Effortless Implementation and Reliability: The platform offers a no-code setup that can be configured in minutes, removing the engineering burden of building or maintaining integrations. It is built for automated reliability, with robust error handling and guaranteed data consistency to prevent the silent failures that plague custom-coded solutions.
By solving the operational sync problem, Stacksync delivers distinct technical and business benefits.
Frees Engineering Resources: It eliminates the need for engineers to write, deploy, and maintain brittle integration code, allowing them to focus on core product development.
Guaranteed Data Consistency: It provides a single source of truth across the operational stack, empowering sales, finance, and support teams to work with confidence from accurate, up-to-the-second data.
Scalable and Secure: Stacksync is enterprise-ready, offering SOC2 compliance, effortless scalability, and transparent pricing based on active syncs and record volume. Plans like the Starter at $1,000/month for one active sync and 50,000 records provide a clear and predictable cost structure that contrasts with the variable MAR-based models of competitors.
The choice between Fivetran, Airbyte, and Stacksync is not about which platform is universally "better," but which is architecturally suited for the specific technical problem at hand.
Choose Fivetran for managed, one-way ETL pipelines to a data warehouse when the primary goal is business analytics and your team prefers a low-code, managed service.

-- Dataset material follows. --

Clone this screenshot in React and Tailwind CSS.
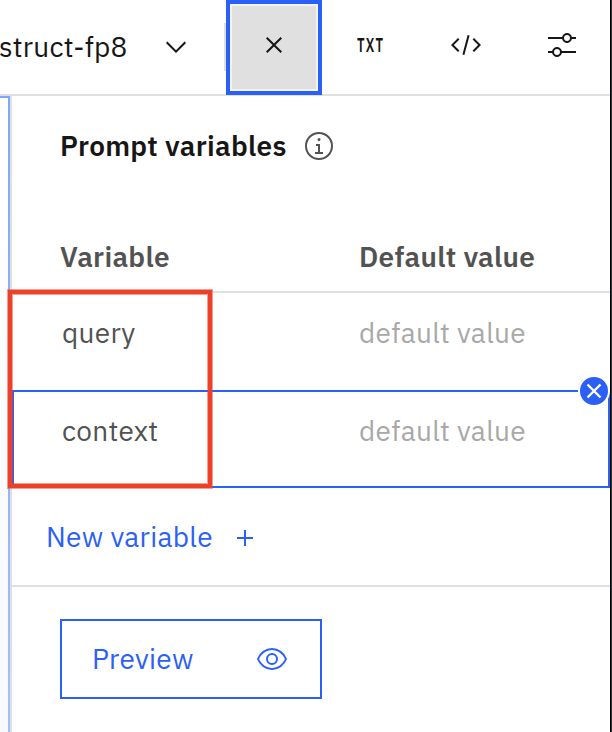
import React from "react";

const ICONS = {
  chevron: "M16 22L6 12 7.4 10.6 16 19.2 24.6 10.6 26 12z",
  close:
    "M17.414 16L24 9.414 22.586 8 16 14.586 9.414 8 8 9.414 14.586 16 8 22.586 9.414 24 16 17.414 22.586 24 24 22.586z",
  code: "M31 16L24 23 22.59 21.59 28.17 16 22.59 10.41 24 9zM1 16L8 9 9.41 10.41 3.83 16 9.41 21.59 8 23zM12.419 25.484L17.639 6 19.57 6.518 14.35 26z",
  adjust:
    "M30 8h-4.1c-.5-2.3-2.5-4-4.9-4s-4.4 1.7-4.9 4H2v2h14.1c.5 2.3 2.5 4 4.9 4s4.4-1.7 4.9-4H30V8zM21 12c-1.7 0-3-1.3-3-3s1.3-3 3-3 3 1.3 3 3-1.3 3-3 3zM2 24h4.1c.5 2.3 2.5 4 4.9 4s4.4-1.7 4.9-4H30v-2H15.9c-.5-2.3-2.5-4-4.9-4s-4.4 1.7-4.9 4H2v2zM11 20c1.7 0 3 1.3 3 3s-1.3 3-3 3-3-1.3-3-3 1.3-3 3-3z",
  info: "M17 22V14h-4v2h2v6h-3v2h8v-2zM16 8a1.5 1.5 0 1 0 1.5 1.5A1.5 1.5 0 0 0 16 8zM16 30A14 14 0 1 1 30 16 14 14 0 0 1 16 30ZM16 4A12 12 0 1 0 28 16 12 12 0 0 0 16 4Z",
  add: "M17 15V8h-2v7H8v2h7v7h2v-7h7v-2z",
  view: "M30.94 15.66A16.69 16.69 0 0 0 16 5 16.69 16.69 0 0 0 1.06 15.66a1 1 0 0 0 0 .68A16.69 16.69 0 0 0 16 27 16.69 16.69 0 0 0 30.94 16.34a1 1 0 0 0 0-.68ZM16 25c-5.3 0-10.9-3.93-12.93-9C5.1 10.93 10.7 7 16 7s10.9 3.93 12.93 9C26.9 21.07 21.3 25 16 25ZM16 10a6 6 0 1 0 6 6 6 6 0 0 0-6-6Zm0 10a4 4 0 1 1 4-4 4 4 0 0 1-4 4Z",
};

function Icon({ name, className = "" }) {
  return (
    <svg viewBox="0 0 32 32" fill="currentColor" className={`size-8 shrink-0 ${className}`}>
      <path d={ICONS[name]} />
    </svg>
  );
}

function Toolbar() {
  return (
    <header className="flex h-24 shrink-0 border-b-2 border-[#e0e0e0] text-[#161616]">
      <div className="flex w-[226px] items-center">
        <span className="-ml-px w-[161px] whitespace-nowrap tracking-[0.25px]">struct-fp8</span>
        <Icon name="chevron" />
        <span className="ml-auto h-12 w-0.5 bg-[#e0e0e0]" />
      </div>
      <button className="z-10 -mb-px flex h-[95px] w-24 items-center justify-center border-4 border-[#2b60f6] bg-[#e0e0e0] pb-1.5 shadow-[inset_0_0_0_2px_#f4f4f4]">
        <Icon name="close" />
      </button>
      <button className="flex h-[88px] w-24 items-center justify-center">
        <span className="scale-x-[0.62] pl-0.5 text-[21px] font-semibold tracking-[2px]">TXT</span>
      </button>
      <button className="flex h-[90px] w-24 items-center justify-center">
        <Icon name="code" />
      </button>
      <button className="flex h-[90px] w-24 items-center justify-center">
        <Icon name="adjust" />
      </button>
    </header>
  );
}

function Row({ name, active }) {
  return (
    <div
      className={
        active
          ? "relative flex h-[98px] border-2 border-[#2b60f6] pl-12 pt-[21px]"
          : "flex h-[97px] pl-[50px] pt-[22px]"
      }
    >
      <span className="w-[297px] leading-9 tracking-[0.32px] text-[#525252]">{name}</span>
      <span className="leading-9 tracking-[0.32px] text-[#a8a8a8]">default value</span>
      {active && (
        <button className="absolute -right-0.5 -top-[17px] flex size-8 items-center justify-center rounded-full border-2 border-white bg-[#2b60f6] text-white">
          <svg viewBox="0 0 28 28" className="size-7 shrink-0" fill="none" stroke="currentColor" strokeWidth="2.4">
            <path d="M7.5 7.5l13 13M20.5 7.5l-13 13" />
          </svg>
        </button>
      )}
    </div>
  );
}

export default function App() {
  return (
    <div className="relative flex h-[732px] w-[612px] overflow-hidden bg-white font-['IBM_Plex_Sans',Roboto,sans-serif] text-[28px] leading-9">
      <div className="flex w-[610px] flex-col">
        <Toolbar />
        <div className="flex min-h-0 flex-1">
          <aside className="flex w-2.5 shrink-0 bg-linear-to-b from-[#7fa6fa] to-[#a4bffb] pr-0.5 pt-0.5">
            <div className="flex-1 bg-linear-to-b from-white to-[#f7f9ff]" />
          </aside>
          <main className="flex flex-1 flex-col border-l-2 border-[#e0e0e0]">
            <div className="flex h-[100px] items-center pl-12">
              <h1 className="w-[243px] whitespace-nowrap font-semibold tracking-[0.3px] text-[#161616]">Prompt variables</h1>
              <Icon name="info" className="text-[#525252]" />
            </div>
            <div className="flex h-[97px] border-b-2 border-[#e0e0e0] pl-12 pt-[43px] font-semibold tracking-[0.3px] text-[#525252]">
              <span className="w-[299px]">Variable</span>
              <span>Default value</span>
            </div>
            <Row name="query" />
            <Row name="context" active />
            <button className="flex h-[99px] items-center border-b-2 border-[#e0e0e0] pl-[34px] text-left text-[#2b60f6]">
              <span className="w-[183px] whitespace-nowrap tracking-[0.32px]">New variable</span>
              <Icon name="add" className="relative top-px" />
            </button>
            <button className="ml-12 mt-8 flex h-20 w-[262px] items-center justify-between border-2 border-[#2b60f6] pl-[30px] pr-8 text-[#2b60f6]">
              <span className="tracking-[0.32px]">Preview</span>
              <Icon name="view" />
            </button>
          </main>
        </div>
      </div>
      <div className="w-0.5 border-l border-black bg-[#30343b]" />
      <div className="pointer-events-none absolute left-2 top-[290px] z-20 h-[198px] w-[204px] border-4 border-[#ec4028] shadow-[0_0_0_1px_#ec402880,inset_0_0_0_1px_#ec402880]" />
    </div>
  );
}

Choose Airbyte for one-way ETL/ELT pipelines when your engineering team requires the flexibility, control, and customization of an open-source platform and is prepared to manage the operational overhead.
Choose Stacksync when your primary challenge is operational. If you need to ensure real-time data consistency between critical business systems like CRMs, ERPs, and databases, Stacksync is the purpose-built solution. It eliminates the need for brittle custom code and overcomes the architectural limitations of one-way ETL tools, ensuring your entire operational stack runs on a single, reliable source of truth.